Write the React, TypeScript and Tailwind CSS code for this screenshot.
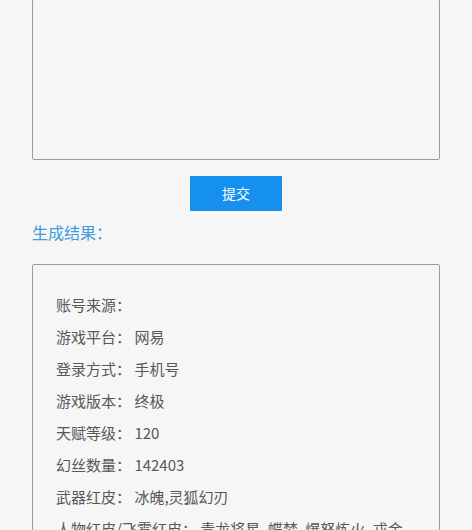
import React from 'react'

const rows = [
    { label: "账号来源", value: "" },
    { label: "游戏平台", value: "网易" },
    { label: "登录方式", value: "手机号" },
    { label: "游戏版本", value: "终极" },
    { label: "天赋等级", value: "120" },
    { label: "幻丝数量", value: "142403" },
    { label: "武器红皮", value: "冰魄,灵狐幻刃" },
    { label: "人物红皮/飞雾红皮", value: "青龙将星, 蝶梦, 爆怒炼火, 戎金" },
];

export default function App() {
    return (
        <div
            className="h-[530px] overflow-hidden bg-[#f6f6f6] px-8"
            style={{ fontFamily: '"Noto Sans CJK SC", "Noto Sans", sans-serif' }}
        >
            <textarea
                className="block w-full h-[161px] -mt-[1px] resize-none border border-[#9c9c9c] rounded-[2px] bg-[#f6f6f6] outline-none"
            />

            <div className="flex justify-center mt-[16px]">
                <button className="w-[92px] h-[35px] bg-[#1590ee] text-white text-[14px] rounded-[1px]">
                    提交
                </button>
            </div>

            <div className="mt-[9px] h-[24px] leading-[24px] text-[16px] text-[#3f9ade]">
                生成结果：
            </div>

            <div className="mt-[20px] border border-[#9c9c9c] rounded-[2px] px-[23px] pt-[24px] pb-4 text-[15px] text-[#585858]">
                {rows.map((row) => (
                    <div key={row.label} className="h-[32px] leading-[32px] whitespace-nowrap">
                        {row.label}：{row.value ? " " + row.value : ""}
                    </div>
                ))}
            </div>
        </div>
    );
}
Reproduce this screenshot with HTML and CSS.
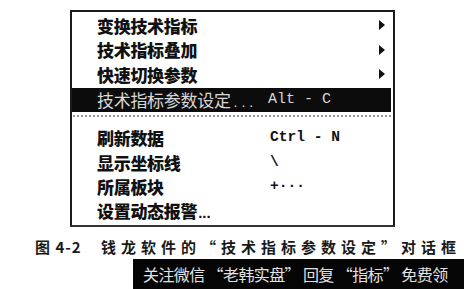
FILE: index.html
```html
<!DOCTYPE html>
<html lang="zh">
<head>
<meta charset="utf-8">
<link rel="stylesheet" href="styles.css">
</head>
<body>
<div class="page">
  <div class="menu">
    <div class="group">
      <div class="row"><span class="label">变换技术指标</span><span class="key"></span><span class="arrow"></span></div>
      <div class="row"><span class="label">技术指标叠加</span><span class="key"></span><span class="arrow"></span></div>
      <div class="row"><span class="label">快速切换参数</span><span class="key"></span><span class="arrow"></span></div>
      <div class="row active"><span class="label">技术指标参数设定<span class="dots">. . .</span></span><span class="key">Alt - C</span><span></span></div>
    </div>
    <div class="sep"></div>
    <div class="group lower">
      <div class="row"><span class="label">刷新数据</span><span class="key">Ctrl - N</span><span></span></div>
      <div class="row"><span class="label">显示坐标线</span><span class="key">\</span><span></span></div>
      <div class="row"><span class="label">所属板块</span><span class="key">+···</span><span></span></div>
      <div class="row"><span class="label">设置动态报警<span class="dots">...</span></span><span class="key"></span><span></span></div>
    </div>
  </div>
  <div class="caption"><span class="fig">图 4-2</span><span class="ctext">钱龙软件的“技术指标参数设定”对话框</span></div>
  <div class="banner">关注微信 “老韩实盘” 回复 “指标” 免费领</div>
</div>
</body>
</html>
```
FILE: styles.css
```css
html, body {
  margin: 0;
  padding: 0;
  background: #fff;
}
.page {
  width: 464px;
  height: 289px;
  overflow: hidden;
  display: flex;
  flex-direction: column;
  font-family: "Noto Sans CJK SC", "Liberation Sans", sans-serif;
  color: #111;
}
.menu {
  margin: 10px 0 0 70px;
  width: 321px;
  border: 2px solid #1a1a1a;
  border-bottom-color: #333;
  padding: 1px 0 0 0;
  height: 212px;
  box-sizing: content-box;
}
.group {
  display: flex;
  flex-direction: column;
}
.row {
  display: grid;
  grid-template-columns: 173px 1fr 7px;
  align-items: center;
  height: 24.5px;
  padding: 0 8px 0 25px;
  font-size: 17px;
  font-weight: 900;
  line-height: 1;
}
.label {
  white-space: nowrap;
  letter-spacing: -0.3px;
}
.dots {
  letter-spacing: 0;
  margin-left: 1px;
  font-family: "Liberation Sans", sans-serif;
  font-size: 15px;
  font-weight: 700;
}
.key {
  font-family: "Liberation Mono", monospace;
  font-size: 14.6px;
  font-weight: 700;
  white-space: pre;
}
.arrow {
  width: 0;
  height: 0;
  margin-left: 1px;
  border-left: 6px solid #111;
  border-top: 5px solid transparent;
  border-bottom: 5px solid transparent;
}
.row.active {
  background: #0c0c0c;
  color: #d8d8d8;
  font-weight: 400;
  height: 24px;
  margin: 0 2px 0 0;
  margin-top: 1px;
}
.row.active .key {
  font-weight: 400;
  font-size: 15px;
  margin-left: -2px;
}
.row.active .dots {
  margin-left: 3px;
  font-size: 14px;
  font-weight: 400;
}
.sep {
  margin: 3px 2px 0 1px;
  border-top: 2px dotted #999;
}
.lower {
  padding-top: 9px;
}
.caption {
  display: flex;
  align-items: center;
  margin: 10px 0 0 35px;
  height: 18px;
  font-size: 15px;
  font-weight: 700;
  color: #1a1a1a;
  white-space: nowrap;
}
.fig {
  width: 66px;
  letter-spacing: 1px;
}
.ctext {
  letter-spacing: 5px;
}
.banner {
  margin: 4px 0 0 133px;
  flex: 1;
  background: #050505;
  color: #e2e2e2;
  font-size: 16px;
  letter-spacing: -0.6px;
  padding-left: 10px;
  display: flex;
  align-items: center;
  white-space: nowrap;
}
```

AIM = Copy the listing word for word, excluding its pictures.

RESULT OF THE TASK =
Write the React, TypeScript and Tailwind CSS code for this screenshot.
import React from 'react'

const rows = [
    { label: "账号来源", value: "" },
    { label: "游戏平台", value: "网易" },
    { label: "登录方式", value: "手机号" },
    { label: "游戏版本", value: "终极" },
    { label: "天赋等级", value: "120" },
    { label: "幻丝数量", value: "142403" },
    { label: "武器红皮", value: "冰魄,灵狐幻刃" },
    { label: "人物红皮/飞雾红皮", value: "青龙将星, 蝶梦, 爆怒炼火, 戎金" },
];

export default function App() {
    return (
        <div
            className="h-[530px] overflow-hidden bg-[#f6f6f6] px-8"
            style={{ fontFamily: '"Noto Sans CJK SC", "Noto Sans", sans-serif' }}
        >
            <textarea
                className="block w-full h-[161px] -mt-[1px] resize-none border border-[#9c9c9c] rounded-[2px] bg-[#f6f6f6] outline-none"
            />

            <div className="flex justify-center mt-[16px]">
                <button className="w-[92px] h-[35px] bg-[#1590ee] text-white text-[14px] rounded-[1px]">
                    提交
                </button>
            </div>

            <div className="mt-[9px] h-[24px] leading-[24px] text-[16px] text-[#3f9ade]">
                生成结果：
            </div>

            <div className="mt-[20px] border border-[#9c9c9c] rounded-[2px] px-[23px] pt-[24px] pb-4 text-[15px] text-[#585858]">
                {rows.map((row) => (
                    <div key={row.label} className="h-[32px] leading-[32px] whitespace-nowrap">
                        {row.label}：{row.value ? " " + row.value : ""}
                    </div>
                ))}
            </div>
        </div>
    );
}
Reproduce this screenshot with HTML and CSS.
FILE: index.html
```html
<!DOCTYPE html>
<html lang="zh">
<head>
<meta charset="utf-8">
<link rel="stylesheet" href="styles.css">
</head>
<body>
<div class="page">
  <div class="menu">
    <div class="group">
      <div class="row"><span class="label">变换技术指标</span><span class="key"></span><span class="arrow"></span></div>
      <div class="row"><span class="label">技术指标叠加</span><span class="key"></span><span class="arrow"></span></div>
      <div class="row"><span class="label">快速切换参数</span><span class="key"></span><span class="arrow"></span></div>
      <div class="row active"><span class="label">技术指标参数设定<span class="dots">. . .</span></span><span class="key">Alt - C</span><span></span></div>
    </div>
    <div class="sep"></div>
    <div class="group lower">
      <div class="row"><span class="label">刷新数据</span><span class="key">Ctrl - N</span><span></span></div>
      <div class="row"><span class="label">显示坐标线</span><span class="key">\</span><span></span></div>
      <div class="row"><span class="label">所属板块</span><span class="key">+···</span><span></span></div>
      <div class="row"><span class="label">设置动态报警<span class="dots">...</span></span><span class="key"></span><span></span></div>
    </div>
  </div>
  <div class="caption"><span class="fig">图 4-2</span><span class="ctext">钱龙软件的“技术指标参数设定”对话框</span></div>
  <div class="banner">关注微信 “老韩实盘” 回复 “指标” 免费领</div>
</div>
</body>
</html>
```
FILE: styles.css
```css
html, body {
  margin: 0;
  padding: 0;
  background: #fff;
}
.page {
  width: 464px;
  height: 289px;
  overflow: hidden;
  display: flex;
  flex-direction: column;
  font-family: "Noto Sans CJK SC", "Liberation Sans", sans-serif;
  color: #111;
}
.menu {
  margin: 10px 0 0 70px;
  width: 321px;
  border: 2px solid #1a1a1a;
  border-bottom-color: #333;
  padding: 1px 0 0 0;
  height: 212px;
  box-sizing: content-box;
}
.group {
  display: flex;
  flex-direction: column;
}
.row {
  display: grid;
  grid-template-columns: 173px 1fr 7px;
  align-items: center;
  height: 24.5px;
  padding: 0 8px 0 25px;
  font-size: 17px;
  font-weight: 900;
  line-height: 1;
}
.label {
  white-space: nowrap;
  letter-spacing: -0.3px;
}
.dots {
  letter-spacing: 0;
  margin-left: 1px;
  font-family: "Liberation Sans", sans-serif;
  font-size: 15px;
  font-weight: 700;
}
.key {
  font-family: "Liberation Mono", monospace;
  font-size: 14.6px;
  font-weight: 700;
  white-space: pre;
}
.arrow {
  width: 0;
  height: 0;
  margin-left: 1px;
  border-left: 6px solid #111;
  border-top: 5px solid transparent;
  border-bottom: 5px solid transparent;
}
.row.active {
  background: #0c0c0c;
  color: #d8d8d8;
  font-weight: 400;
  height: 24px;
  margin: 0 2px 0 0;
  margin-top: 1px;
}
.row.active .key {
  font-weight: 400;
  font-size: 15px;
  margin-left: -2px;
}
.row.active .dots {
  margin-left: 3px;
  font-size: 14px;
  font-weight: 400;
}
.sep {
  margin: 3px 2px 0 1px;
  border-top: 2px dotted #999;
}
.lower {
  padding-top: 9px;
}
.caption {
  display: flex;
  align-items: center;
  margin: 10px 0 0 35px;
  height: 18px;
  font-size: 15px;
  font-weight: 700;
  color: #1a1a1a;
  white-space: nowrap;
}
.fig {
  width: 66px;
  letter-spacing: 1px;
}
.ctext {
  letter-spacing: 5px;
}
.banner {
  margin: 4px 0 0 133px;
  flex: 1;
  background: #050505;
  color: #e2e2e2;
  font-size: 16px;
  letter-spacing: -0.6px;
  padding-left: 10px;
  display: flex;
  align-items: center;
  white-space: nowrap;
}
```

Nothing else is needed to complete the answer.